One special case of exponentiation is when the exponent is a fraction. If the fraction is in the form \(\frac{1}{n}\), it means finding the \(n\)-th root of the base. This is because a fractional exponent represents a root.

• \(a^{1/2}\) represents the square root of \(a\).
• \(a^{1/3}\) represents the cube root of \(a\).

In the exercise, we had \(6^{1/2}\). Here, the exponent is \(\frac{1}{2}\), indicating a square root. Therefore, in radical notation, this becomes \(\sqrt{6}\). Understanding these nuances in exponentiation helps with converting expressions between exponential form and radical form.

The square root is a specific type of root used frequently in mathematics. It is often encountered when dealing with powers and radicals.
The square root of a number \(a\), denoted as \(\sqrt{a}\), is a value that, when multiplied by itself, gives \(a\). For example, \(\sqrt{9} = 3\) because \(3 \times 3 = 9\). Square roots are important as they allow us to work with exponents and roots in different expressions.

• Remember that every positive number has two square roots: a positive and a negative one. However, the term "square root" typically refers to the positive root.
• The square root of a number is the same as raising that number to the power of \(1/2\).

In our specific exercise, the expression \(6^{1/2}\) is converted into \(\sqrt{6}\), emphasizing the concept of square roots appearing as fractional exponents.

An algebraic expression is a combination of variables, numbers, and operations. It can include addition, subtraction, multiplication, division, and exponentiation, all of which make up a broad part of algebra.
Algebraic expressions can also include roots and radicals, which are often used in more advanced mathematics to express complex relationships. For instance, expressions like \(\sqrt{x}\) or \(x^{1/2}\) include both exponents and square roots.

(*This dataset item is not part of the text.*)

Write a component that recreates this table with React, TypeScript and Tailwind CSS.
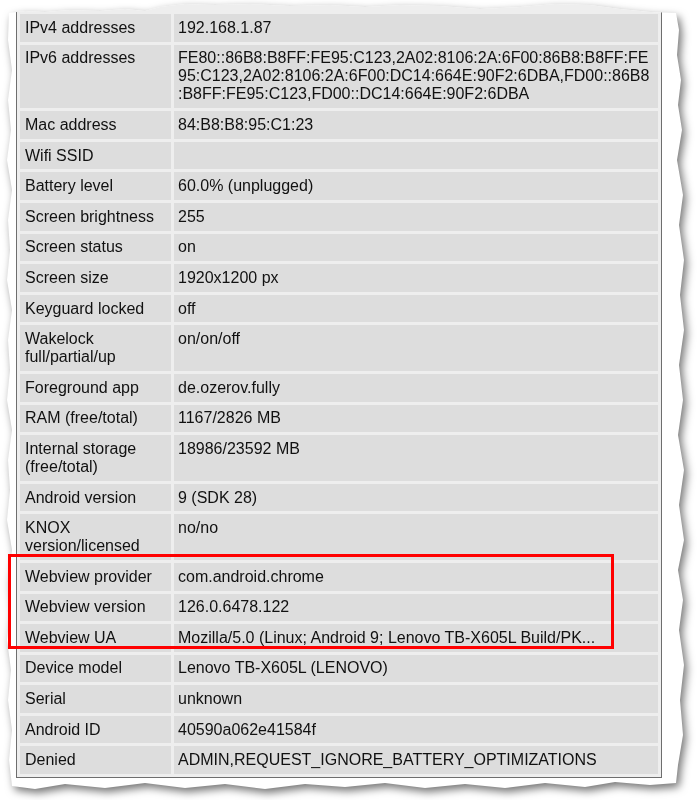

• Expressions can be simplified or expanded based on algebraic rules. For example, converting \(6^{1/2}\) to \(\sqrt{6}\) is an example of simplifying using radical notation.
• Understanding how to manipulate these expressions is crucial for solving algebraic equations and understanding mathematical concepts.

The exercise illustrates how an algebraic expression in exponential form, \(6^{1/2}\), transitions into radical form, \(\sqrt{6}\), demonstrating fluency between different mathematical representations.